Just piggybacking off the biblical saying- If one student is demonstratively unhappy in the classroom...no one is "happy".
A teacher works effectively with diverse gifted learners by knowing what works. (pg. 222-223) This comes back to effective training because anytime teachers have been trained and prepped, we are more valuable to our students and community. I agree with Jeannie in the student/teacher relationship. It is crucial to set up a relationship early on and do everything we can as teachers to build that trust and understanding in helping our students be successful. Unfortunately, their little worlds are already difficult in many instances and I believe that when they come to us and spend 7-8 hours with us five days a week, it is paramount to have a positive attitude, show that we believe in our students and let our students know that they are safe with us. On page 225, The question was posed "what do diverse gifted students want in a teacher?" The answer is the personal and social behaviors of teachers made more of a difference than other teacher behaviors.

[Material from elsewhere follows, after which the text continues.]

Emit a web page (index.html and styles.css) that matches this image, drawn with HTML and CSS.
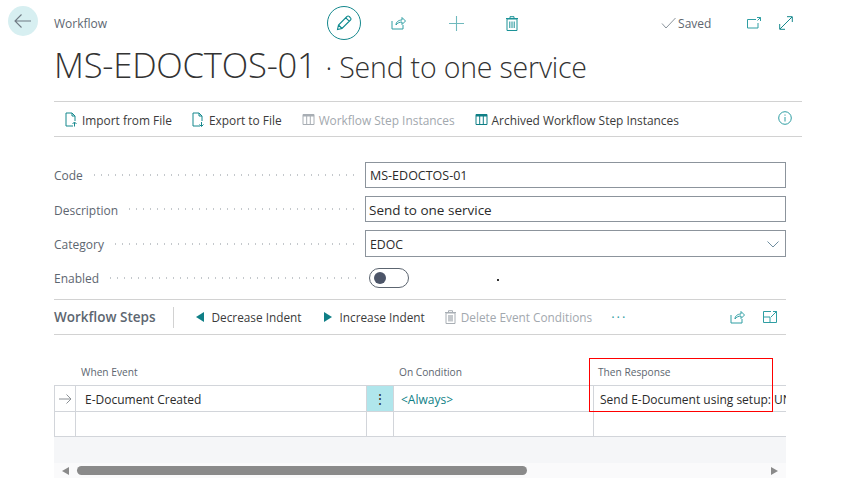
FILE: index.html
```html
<!DOCTYPE html>
<html lang="en">
<head>
<meta charset="utf-8">
<title>Workflow</title>
<link rel="stylesheet" href="styles.css">
</head>
<body>
<div class="page">
  <header class="topbar">
    <button class="back" aria-label="Back"><svg width="20" height="16" viewBox="0 0 20 16"><path d="M18 8H2M8.500 1.500 2 8l6.500 6.500" fill="none" stroke="#6f7a84" stroke-width="1.100"/></svg></button>
    <span class="crumb">Workflow</span>
    <div class="actions">
      <span class="edit"><svg width="18" height="18" viewBox="0 0 18 18"><path d="M2.500 15.500l1-4.500L12 2.500a1.500 1.500 0 0 1 2.200 0l1.300 1.300a1.500 1.500 0 0 1 0 2.200L7 14.500zM3.500 11 7 14.500M10.800 3.800l3.400 3.400" fill="none" stroke="#0f8a8f" stroke-width="1.100"/></svg></span>
      <svg class="act-share" width="15" height="14" viewBox="0 0 15 14"><path d="M1 5v8h11V9M5 9c0-3 2.500-5 6-5V1.500L14.500 5 11 8.500V6C8.500 6 6.500 7 5 9z" fill="none" stroke="#2f9ea3" stroke-width="1"/></svg>
      <svg class="act-plus" width="15" height="15" viewBox="0 0 15 15"><path d="M7.500 0v15M0 7.500h15" stroke="#6fb9bd" stroke-width="1.100"/></svg>
      <svg class="act-trash" width="12" height="15" viewBox="0 0 12 15"><path d="M1 3h10v11.500H1zM0 2.500h12M4 2.500V.7h4v1.800" fill="none" stroke="#1b9297" stroke-width="1"/><path d="M3.800 5.500v6.500M6 5.500v6.500M8.200 5.500v6.500" stroke="#1b9297" stroke-width="1"/></svg>
    </div>
    <div class="status">
      <svg width="15" height="12" viewBox="0 0 15 12"><path d="M1 6.500 5 11 14.500 1" fill="none" stroke="#8a939b" stroke-width="1"/></svg>
      <span>Saved</span>
    </div>
    <svg class="open-new" width="14" height="12" viewBox="0 0 14 12"><path d="M9 2.500H.5v8.500h10.500V6M10 .5h3.500V4M13.500.5 10.500 3.500" fill="none" stroke="#2f9ea3" stroke-width="1"/></svg>
    <svg class="expand" width="14" height="14" viewBox="0 0 14 14"><path d="M1 13 13 1M8 .7h5.300V6M.7 8v5.300H6" fill="none" stroke="#15888d" stroke-width="1"/></svg>
  </header>

  <h1 class="title">MS-EDOCTOS-01 <span class="title-sub">· Send to one service</span></h1>

  <nav class="ribbon">
    <span class="rb"><svg width="13" height="15" viewBox="0 0 13 15"><path d="M8 14H1V1h6l3 3v5M7 1v3h3" fill="none" stroke="#15888d"/><path d="M9.500 14.500v-4M7.500 12l2-2 2 2" fill="none" stroke="#15888d"/></svg>Import from File</span>
    <span class="rb"><svg width="13" height="15" viewBox="0 0 13 15"><path d="M8 14H1V1h6l3 3v5M7 1v3h3" fill="none" stroke="#15888d"/><path d="M9.500 10v4M7.500 12.500l2 2 2-2" fill="none" stroke="#15888d"/></svg>Export to File</span>
    <span class="rb off"><svg width="13" height="11" viewBox="0 0 12 11"><path d="M.5.500h11v10H.5zM4.200.5v10M7.800.5v10" fill="none" stroke="#a8aeb4"/><path d="M.5 1h11v1.500H.5z" fill="#a8aeb4"/></svg>Workflow Step Instances</span>
    <span class="rb"><svg width="13" height="11" viewBox="0 0 12 11"><path d="M.5.500h11v10H.5zM4.200.5v10M7.800.5v10" fill="none" stroke="#0f7f86"/><path d="M.5 1h11v1.500H.5z" fill="#0f7f86"/></svg>Archived Workflow Step Instances</span>
    <svg class="info" width="14" height="14" viewBox="0 0 14 14"><circle cx="7" cy="7" r="6.300" fill="none" stroke="#2f9ea3"/><path d="M7 6v4.500M7 3.500v1.200" stroke="#2f9ea3"/></svg>
  </nav>

  <section class="form">
    <div class="field"><span class="lbl">Code</span><span class="dots"></span><div class="box">MS-EDOCTOS-01</div></div>
    <div class="field"><span class="lbl low">Description</span><span class="dots"></span><div class="box big">Send to one service</div></div>
    <div class="field f-cat"><span class="lbl low">Category</span><span class="dots"></span><div class="box sel">EDOC<svg width="12" height="7" viewBox="0 0 12 7"><path d="M.5.500 6 6 11.500.5" fill="none" stroke="#6f8ea0"/></svg></div></div>
    <div class="field f-en"><span class="lbl">Enabled</span><span class="dots"></span><div class="toggle"><i></i></div><span class="speck"></span></div>
  </section>

  <div class="steps-bar">
    <strong class="steps-title">Workflow Steps</strong>
    <span class="sep"></span>
    <span class="sb"><svg width="8" height="10" viewBox="0 0 8 10"><path d="M8 0v10L0 5z" fill="#0f7f86"/></svg>Decrease Indent</span>
    <span class="sb inc"><svg width="8" height="10" viewBox="0 0 8 10"><path d="M0 0v10l8-5z" fill="#0f7f86"/></svg>Increase Indent</span>
    <span class="sb off"><svg width="11" height="14" viewBox="0 0 11 14"><path d="M1 3h9v10.500H1zM0 2.500h11M3.500 2.500V.7h4v1.800" fill="none" stroke="#a8aeb4"/><path d="M3 5h5v6.500H3z" fill="#c4c8cc"/></svg>Delete Event Conditions</span>
    <span class="more">···</span>
    <svg class="st-share" width="15" height="14" viewBox="0 0 15 14"><path d="M1 5v8h11V9M5 9c0-3 2.500-5 6-5V1.500L14.500 5 11 8.500V6C8.500 6 6.500 7 5 9z" fill="none" stroke="#2f9ea3"/></svg>
    <svg class="st-exp" width="14" height="12" viewBox="0 0 14 12"><path d="M8 .5H.5v11h13V.5H12M.5 6H7v5.500M8 6l5-5M10 .5h3.500V4" fill="none" stroke="#2f9ea3"/></svg>
  </div>

  <section class="table">
    <div class="thead">
      <span></span><span>When Event</span><span></span><span>On Condition</span><span>Then Response</span>
    </div>
    <div class="row">
      <div class="c"><svg width="13" height="10" viewBox="0 0 13 10"><path d="M0 5h12M7.500.5 12 5 7.500 9.500" fill="none" stroke="#8a8f94"/></svg></div>
      <div class="c txt">E-Document Created</div>
      <div class="c kebab">⋮</div>
      <div class="c txt link">&lt;Always&gt;</div>
      <div class="c txt clip">Send E-Document using setup: UNIVERSAL</div>
    </div>
    <div class="row"><div class="c"></div><div class="c"></div><div class="c"></div><div class="c"></div><div class="c"></div></div>
    <div class="gray"></div>
    <div class="scroll">
      <span class="arrow left"></span>
      <div class="track"><div class="thumb"></div></div>
      <span class="arrow right"></span>
    </div>
  </section>
</div>
<div class="highlight"></div>
</body>
</html>
```
FILE: styles.css
```css
* { box-sizing: border-box; }
html, body { margin: 0; height: 100%; background: #fff; overflow: hidden; }
body { font-family: "Open Sans", "Noto Sans", sans-serif; color: #2b2b2b; font-size: 12px; position: relative; }
.page { padding: 6px 0 0 8px; width: 844px; }

.topbar { display: flex; align-items: center; height: 34px; position: relative; }
.back { width: 30px; height: 30px; border-radius: 50%; border: 0; background: #d7eff1; padding: 0; display: flex; align-items: center; justify-content: center; margin-top: -4px; }
.crumb { margin-left: 16px; font-size: 12px; color: #5d6670; }
.actions { display: flex; align-items: center; margin-left: 220px; }
.edit { width: 34px; height: 34px; border: 1px solid #15888d; border-radius: 50%; display: flex; align-items: center; justify-content: center; }
.act-share { margin-left: 30px; }
.act-plus { margin-left: 43px; }
.act-trash { margin-left: 42px; }
.status { display: flex; align-items: center; gap: 2px; margin-left: 143px; font-size: 12px; color: #5d6670; }
.open-new { margin-left: 36px; }
.expand { margin-left: 18px; }

.title { margin: 3px 0 0 46px; font-size: 34.600px; font-weight: 300; line-height: 44px; color: #333; letter-spacing: -.2px; white-space: nowrap; }
.title-sub { font-size: 28.500px; }

.ribbon { margin: 12px 42px 0 46px; height: 36px; border-top: 1px solid #d2d2d2; border-bottom: 1px solid #d2d2d2; display: flex; align-items: center; padding: 1px 0 0 11px; gap: 20px; position: relative; }
.rb { display: flex; align-items: center; gap: 4px; white-space: nowrap; color: #3b3b3b; font-size: 11.900px; }
.rb.off { color: #a2a8ae; }
.info { margin-left: auto; margin-right: 10px; margin-top: -3px; }

.form { margin: 25px 58px 0 46px; }
.field { display: flex; align-items: center; height: 26px; margin-bottom: 8px; }
.f-cat { height: 27px; margin-bottom: 10px; }
.f-en { height: 22px; margin-bottom: 0; }
.lbl { color: #5d6670; white-space: nowrap; }
.low { padding-top: 2px; }
.dots { flex: 1; margin: 0 6px 0 8px; height: 2px; background-image: radial-gradient(circle, #c4c8cc 0.900px, transparent 1px); background-size: 7px 2px; background-repeat: repeat-x; }
.box { width: 421px; height: 100%; border: 1px solid #8c949c; padding-left: 4px; display: flex; align-items: center; color: #2b2b2b; flex: none; font-size: 12.500px; }
.big { font-size: 13.500px; padding: 2px 0 0 3px; }
.sel { justify-content: space-between; padding: 1px 6px 0 4px; font-size: 12.300px; }
.toggle { width: 40px; height: 20px; border: 1px solid #5c6570; border-radius: 10px; margin-left: 4px; margin-right: 377px; padding: 3px 4px; flex: none; }
.toggle i { display: block; width: 12px; height: 12px; border-radius: 50%; background: #4c5568; }
.speck { width: 2px; height: 2px; background: #333; position: absolute; left: 497px; top: 279px; }

.steps-bar { margin: 10px 58px 0 46px; height: 36px; border-top: 1px solid #d2d2d2; border-bottom: 1px solid #d2d2d2; display: flex; align-items: center; position: relative; }
.steps-title { font-weight: 600; color: #5d6670; font-size: 13.500px; white-space: nowrap; }
.sep { width: 1px; height: 21px; background: #d2d2d2; margin: 0 22px 0 18px; }
.sb { display: flex; align-items: center; gap: 7px; margin-right: 23px; white-space: nowrap; color: #3b3b3b; font-size: 11.800px; }
.sb.inc { margin-right: 20px; }
.sb.off { color: #a2a8ae; gap: 5px; margin-right: 19px; }
.more { color: #2f9ea3; letter-spacing: 2px; font-size: 13px; }
.st-share { margin-left: auto; }
.st-exp { margin: 0 9px 0 18px; }

.table { margin: 0 58px 0 46px; width: 732px; }
.thead, .row { display: grid; grid-template-columns: 21px 291px 27px 200px 193px; }
.thead { height: 50px; align-items: end; font-size: 10.200px; color: #5d6670; padding-bottom: 6px; }
.thead span:nth-child(2), .thead span:nth-child(5) { padding-left: 5px; }
.thead span:nth-child(4) { padding-left: 6px; }
.thead span:nth-child(2) { padding-left: 6px; }
.row { height: 25px; border-top: 1px solid #d2d5da; }
.row:nth-of-type(2) { height: 26px; }
.c { border-left: 1px solid #d2d5da; display: flex; align-items: center; min-width: 0; overflow: hidden; }
.c:first-child { justify-content: center; }
.txt { padding: 1px 0 0 9px; white-space: nowrap; color: #2b2b2b; }
.link { color: #0f7f86; padding-left: 7px; }
.clip { padding-left: 6px; }
.kebab { background: #b0e6ec; justify-content: center; font-size: 14px; color: #333; padding: 0; }
.gray { height: 27px; background: #f5f6f8; border-top: 1px solid #d2d5da; }
.scroll { height: 15px; background: #fafafb; display: flex; align-items: center; padding: 0 8px; }
.arrow { width: 0; height: 0; border-top: 4.500px solid transparent; border-bottom: 4.500px solid transparent; flex: none; }
.arrow.left { border-right: 7px solid #8a8a8a; }
.arrow.right { border-left: 7px solid #8a8a8a; }
.track { flex: 1; margin: 0 1px 0 8px; }
.thumb { width: 450px; height: 9px; background: #8a8a8a; border-radius: 5px; }

.highlight { position: absolute; left: 589px; top: 358px; width: 184px; height: 54px; border: 1px solid #f00; }
```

One way of working effectively with a diverse gifted learner is to use an "ongoing" case analysis approach to keep abreast of a student's strengths and weaknesses. The analysis of Blair on pp 230-235 highlights the importance of this type of ongoing "documentation." It needs to include information about the progress of these students from a student, parent and teacher perspective. Every year these individuals complete a case analysis. As with Blair, 'patterns" regarding academic strengths and weaknesses will emerge. Teachers can analyze and discuss these patterns and then apply or develop a protocol.
Effective training and workshops is the key. I agree that we need to go to GREAT training that give us a bucket of great information that can be used in the classroom. We can then take that valuable information and apply it with our students. Having a positive attitude with valuable training does wonders for our students learning.